Even in the United States, well-intentioned enforcement has caused harm. In 2011, a domain seizure mistakenly took down over 84,000 lawful subdomains, falsely labeling them as linked to child exploitation. These incidents, regardless of origin, stem from the same error: using technical systems as enforcement mechanisms for policy goals they weren’t designed to handle.
This isn’t just a threat to Internet freedom. It’s a growing business and security risk, a destructive fissure in network efficiency and reliability. Small and mid-sized companies—particularly in cloud, SaaS, and e-commerce—depend on a stable and interoperable Internet to reach global markets. When access is arbitrarily overblocked abroad, thousands of users and lawful websites get caught in the crossfire. The ripple effects are immediate: customer confusion, business disruption, reputational harm, and diminished trust in US infrastructure providers.
There are better options. In 2024, a major pirate streaming platform was successfully taken offline in Vietnam, through legal and diplomatic efforts targeting its hosting infrastructure—not by breaking the DNS. That approach addressed the problem at its source, without destabilizing unrelated services or forcing neutral infrastructure providers into impossible enforcement roles.
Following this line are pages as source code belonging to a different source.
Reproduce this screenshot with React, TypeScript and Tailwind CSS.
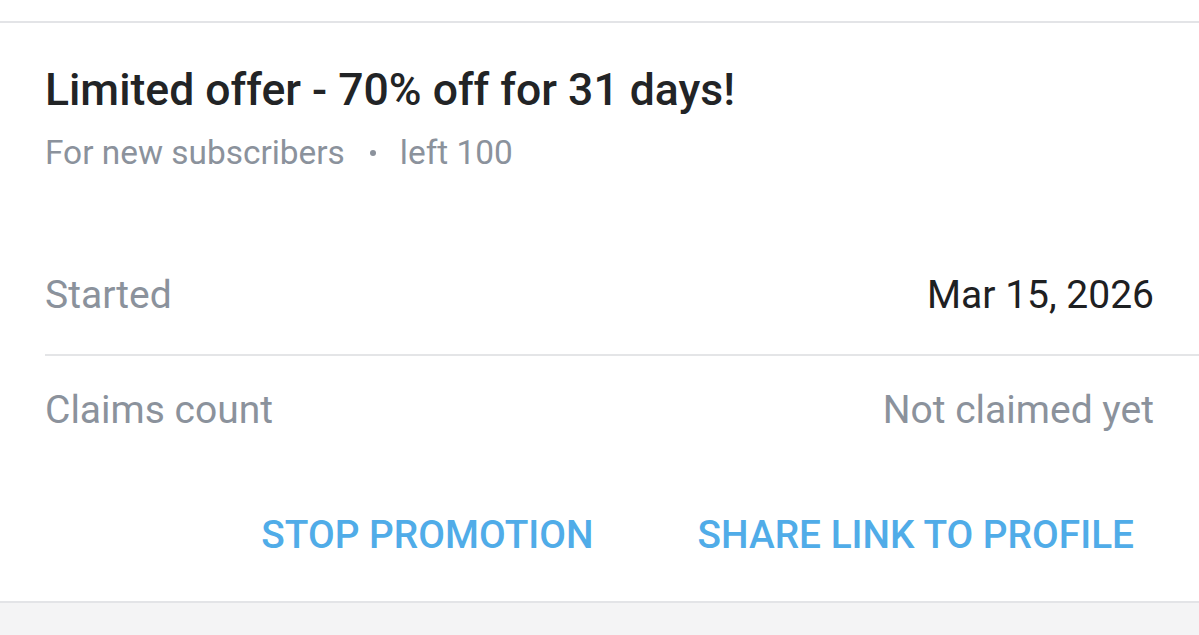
export default function App() {
  return (
    <div className="w-[1199px] h-[635px] bg-[#f4f4f5] overflow-hidden" style={{ fontFamily: "Roboto, 'Liberation Sans', sans-serif" }}>
      <div className="h-[21px] bg-white" />
      <div className="bg-white border-t-2 border-b-2 border-[#e3e4e7] h-[582px] flex flex-col">
        <div className="pl-[45px] pt-[41px]">
          <div className="text-[44.5px] leading-[52px] font-medium text-[#222426]">Limited offer - 70% off for 31 days!</div>
          <div className="mt-[19px] h-[36px] text-[33.4px] leading-[36px] text-[#8b929c] flex items-center">
            <span>For new subscribers</span>
            <span className="ml-[25px] mr-[24px] w-[6px] h-[6px] rounded-full bg-[#8b929c]" />
            <span>left 100</span>
          </div>
        </div>
        <div className="pl-[45px] mt-[104px]">
          <div className="flex justify-between items-center pr-[45px] h-[40px] text-[39px]">
            <span className="text-[#8b929c]">Started</span>
            <span className="text-[#1e2022]">Mar 15, 2026</span>
          </div>
          <div className="mt-[39px] h-[2px] bg-[#e4e5e7]" />
          <div className="mt-[34px] flex justify-between items-center pr-[45px] h-[40px] text-[39px] text-[#8b929c]">
            <span>Claims count</span>
            <span>Not claimed yet</span>
          </div>
        </div>
        <div className="mt-[83px] h-[44px] leading-[44px] flex justify-end pr-[65px] gap-[104px] text-[38.8px] font-medium text-[#50ace8] uppercase">
          <span>Stop promotion</span>
          <span>Share link to profile</span>
        </div>
      </div>
    </div>
  );
}
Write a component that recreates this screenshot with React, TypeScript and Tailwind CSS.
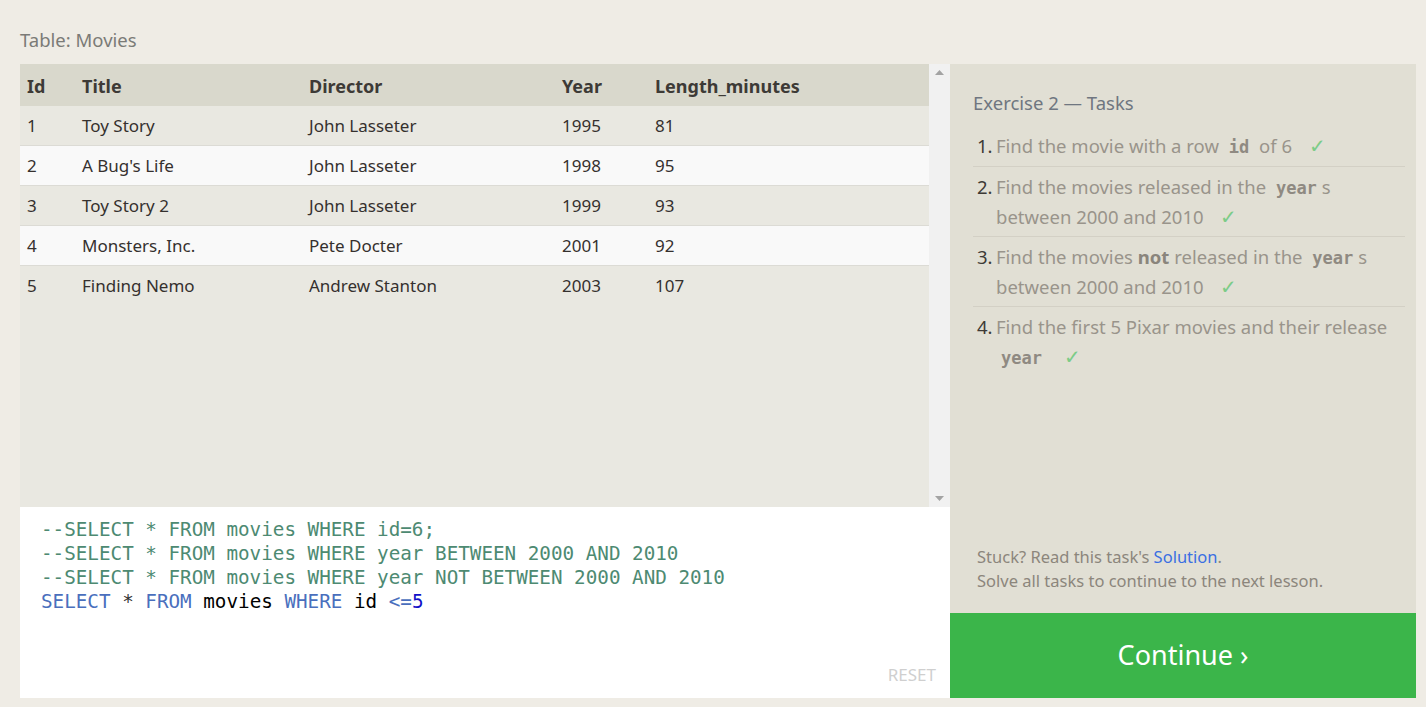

Infrastructure neutrality must be preserved. DNS resolvers, CDNs, and routing protocols are part of the connective tissue of the Internet. When they’re turned into levers of content policy enforcement, the entire system becomes more brittle—more prone to failure, fragmentation, and abuse.
The Internet’s original strength was in its simplicity: a shared, neutral, interoperable architecture. The more governments politicize and weaponize Internet infrastructure, the greater the risk that the free world will lose what made the Internet such an engine for global economic growth, social connection, and human creativity in the first place.